▶ **Stated problem**:
Check every line of the entries below for the word "html", and copy the ones that have it.

▶ **Dataset content**:
— Start —
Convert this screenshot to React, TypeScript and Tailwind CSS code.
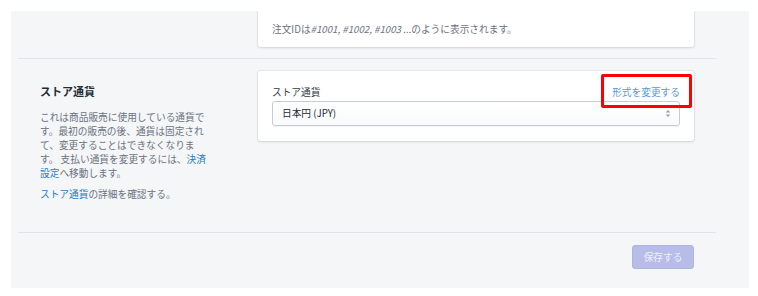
— End —
— Start —
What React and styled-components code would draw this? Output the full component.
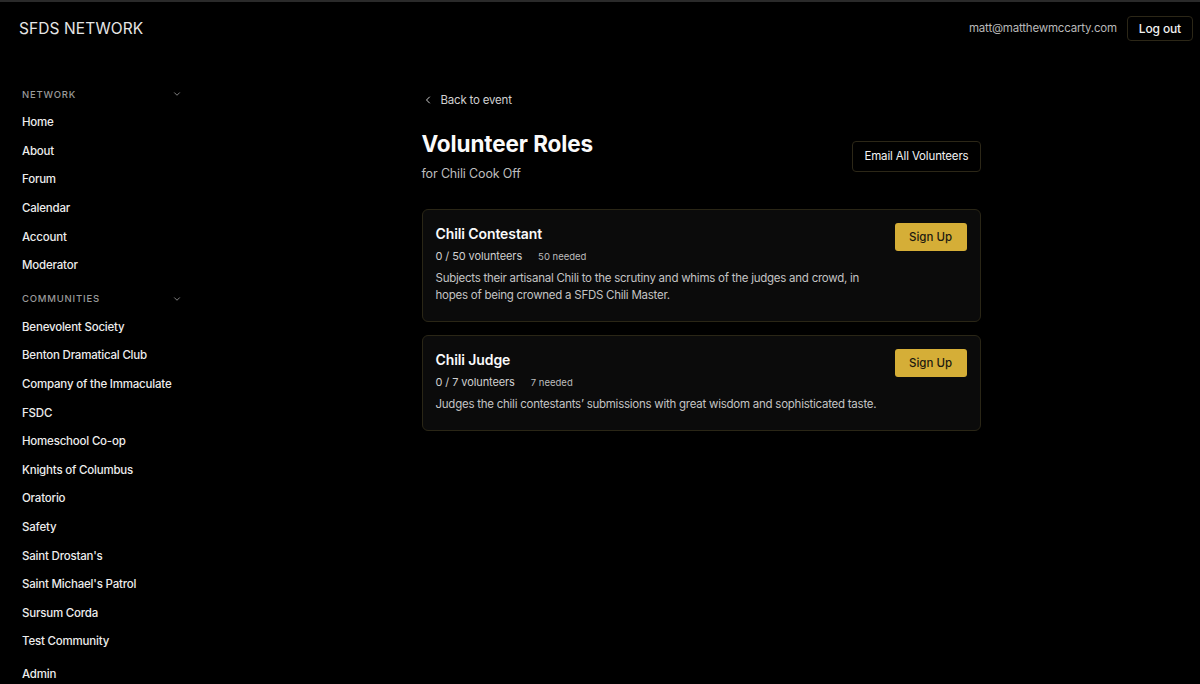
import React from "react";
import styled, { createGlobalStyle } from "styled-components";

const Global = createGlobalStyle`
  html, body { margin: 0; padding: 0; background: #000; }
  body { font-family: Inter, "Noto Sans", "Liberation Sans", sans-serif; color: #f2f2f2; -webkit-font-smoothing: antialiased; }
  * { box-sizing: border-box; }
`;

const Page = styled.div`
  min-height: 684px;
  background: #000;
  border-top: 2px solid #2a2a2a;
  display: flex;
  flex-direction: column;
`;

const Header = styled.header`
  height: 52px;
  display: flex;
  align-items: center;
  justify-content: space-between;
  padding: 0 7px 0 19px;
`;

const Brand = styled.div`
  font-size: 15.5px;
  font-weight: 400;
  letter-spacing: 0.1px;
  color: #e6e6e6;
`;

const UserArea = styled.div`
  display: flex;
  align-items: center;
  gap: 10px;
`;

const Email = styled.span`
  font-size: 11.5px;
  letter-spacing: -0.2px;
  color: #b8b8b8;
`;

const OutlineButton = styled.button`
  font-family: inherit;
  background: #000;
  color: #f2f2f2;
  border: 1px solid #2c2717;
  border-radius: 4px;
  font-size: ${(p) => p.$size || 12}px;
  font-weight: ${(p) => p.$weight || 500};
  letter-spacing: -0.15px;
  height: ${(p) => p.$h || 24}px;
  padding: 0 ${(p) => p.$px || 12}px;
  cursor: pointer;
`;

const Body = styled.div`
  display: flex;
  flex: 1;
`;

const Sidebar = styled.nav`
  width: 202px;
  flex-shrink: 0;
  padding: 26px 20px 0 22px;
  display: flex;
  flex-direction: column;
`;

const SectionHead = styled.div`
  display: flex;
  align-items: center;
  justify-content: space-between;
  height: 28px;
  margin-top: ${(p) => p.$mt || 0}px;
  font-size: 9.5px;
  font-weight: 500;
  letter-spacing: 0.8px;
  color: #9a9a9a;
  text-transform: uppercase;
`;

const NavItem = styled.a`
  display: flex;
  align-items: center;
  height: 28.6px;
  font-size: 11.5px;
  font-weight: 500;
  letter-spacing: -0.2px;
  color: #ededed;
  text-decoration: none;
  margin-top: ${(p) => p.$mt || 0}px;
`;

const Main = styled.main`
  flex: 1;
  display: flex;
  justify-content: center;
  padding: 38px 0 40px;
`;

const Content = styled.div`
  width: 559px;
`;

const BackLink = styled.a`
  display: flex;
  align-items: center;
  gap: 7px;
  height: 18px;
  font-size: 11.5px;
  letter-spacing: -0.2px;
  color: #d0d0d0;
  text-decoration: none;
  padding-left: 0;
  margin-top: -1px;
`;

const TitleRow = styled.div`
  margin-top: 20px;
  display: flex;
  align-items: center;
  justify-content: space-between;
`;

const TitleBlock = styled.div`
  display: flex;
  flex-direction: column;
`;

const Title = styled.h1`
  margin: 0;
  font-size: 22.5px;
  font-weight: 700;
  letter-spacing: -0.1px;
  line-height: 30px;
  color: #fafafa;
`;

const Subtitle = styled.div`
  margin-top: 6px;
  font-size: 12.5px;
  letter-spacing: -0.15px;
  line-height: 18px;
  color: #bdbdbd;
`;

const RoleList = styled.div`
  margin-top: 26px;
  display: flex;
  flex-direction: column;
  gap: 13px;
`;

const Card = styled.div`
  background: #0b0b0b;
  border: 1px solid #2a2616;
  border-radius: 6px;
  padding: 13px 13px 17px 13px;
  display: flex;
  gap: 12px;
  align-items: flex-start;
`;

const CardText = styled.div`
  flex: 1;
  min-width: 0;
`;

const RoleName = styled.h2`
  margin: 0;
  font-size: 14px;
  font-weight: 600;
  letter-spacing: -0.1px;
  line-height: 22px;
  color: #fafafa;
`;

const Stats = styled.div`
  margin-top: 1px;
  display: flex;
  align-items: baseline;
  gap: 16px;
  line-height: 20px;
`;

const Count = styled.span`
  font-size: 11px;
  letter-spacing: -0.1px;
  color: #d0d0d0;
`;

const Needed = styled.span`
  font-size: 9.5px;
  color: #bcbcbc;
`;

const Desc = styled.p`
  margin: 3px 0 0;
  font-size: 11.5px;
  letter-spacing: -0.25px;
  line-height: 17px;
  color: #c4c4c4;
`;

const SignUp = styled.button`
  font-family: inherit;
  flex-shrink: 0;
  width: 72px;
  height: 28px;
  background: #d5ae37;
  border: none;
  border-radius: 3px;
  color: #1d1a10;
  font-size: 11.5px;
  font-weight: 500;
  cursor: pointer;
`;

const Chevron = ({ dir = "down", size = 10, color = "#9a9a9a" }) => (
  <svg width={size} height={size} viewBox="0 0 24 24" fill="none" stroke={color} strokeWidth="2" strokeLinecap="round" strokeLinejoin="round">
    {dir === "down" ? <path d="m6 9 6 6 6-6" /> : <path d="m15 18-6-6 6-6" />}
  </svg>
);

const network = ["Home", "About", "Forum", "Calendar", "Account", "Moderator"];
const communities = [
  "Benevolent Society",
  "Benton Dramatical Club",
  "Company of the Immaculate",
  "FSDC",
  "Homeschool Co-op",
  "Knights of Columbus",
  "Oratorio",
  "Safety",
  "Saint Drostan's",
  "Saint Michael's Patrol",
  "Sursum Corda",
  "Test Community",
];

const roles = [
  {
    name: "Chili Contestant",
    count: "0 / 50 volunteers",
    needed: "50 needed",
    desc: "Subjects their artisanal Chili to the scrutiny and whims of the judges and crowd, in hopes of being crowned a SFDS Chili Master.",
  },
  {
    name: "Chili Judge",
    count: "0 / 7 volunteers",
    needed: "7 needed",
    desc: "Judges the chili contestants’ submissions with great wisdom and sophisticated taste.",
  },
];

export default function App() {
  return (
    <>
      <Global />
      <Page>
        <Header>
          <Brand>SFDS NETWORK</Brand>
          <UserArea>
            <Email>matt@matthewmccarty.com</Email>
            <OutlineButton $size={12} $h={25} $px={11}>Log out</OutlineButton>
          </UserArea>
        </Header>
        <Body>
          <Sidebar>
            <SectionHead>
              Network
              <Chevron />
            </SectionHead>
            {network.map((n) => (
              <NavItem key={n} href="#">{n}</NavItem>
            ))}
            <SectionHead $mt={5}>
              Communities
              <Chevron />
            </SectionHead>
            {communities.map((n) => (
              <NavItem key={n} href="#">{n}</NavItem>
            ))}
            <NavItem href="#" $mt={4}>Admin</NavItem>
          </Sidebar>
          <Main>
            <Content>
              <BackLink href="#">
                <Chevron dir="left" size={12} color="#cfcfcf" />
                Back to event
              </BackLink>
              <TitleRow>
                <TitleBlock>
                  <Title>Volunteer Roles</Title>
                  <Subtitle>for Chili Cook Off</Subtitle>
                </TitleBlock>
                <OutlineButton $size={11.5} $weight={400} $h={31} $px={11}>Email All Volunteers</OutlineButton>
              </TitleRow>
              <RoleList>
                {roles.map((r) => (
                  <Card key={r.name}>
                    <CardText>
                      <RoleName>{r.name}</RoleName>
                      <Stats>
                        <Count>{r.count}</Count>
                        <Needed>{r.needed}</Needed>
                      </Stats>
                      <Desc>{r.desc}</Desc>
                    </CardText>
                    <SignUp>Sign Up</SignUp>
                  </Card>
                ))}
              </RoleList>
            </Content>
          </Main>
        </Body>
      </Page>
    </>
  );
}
— End —
— Start —
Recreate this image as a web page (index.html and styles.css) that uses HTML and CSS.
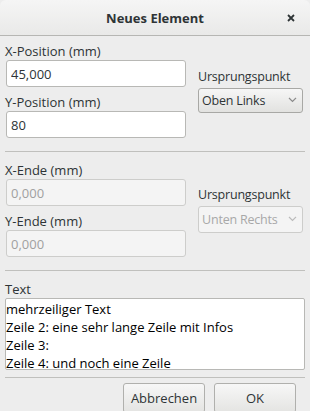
— End —
▶ **Final result**:
  html, body { margin: 0; padding: 0; background: #000; }
Recreate this image as a web page (index.html and styles.css) that uses HTML and CSS.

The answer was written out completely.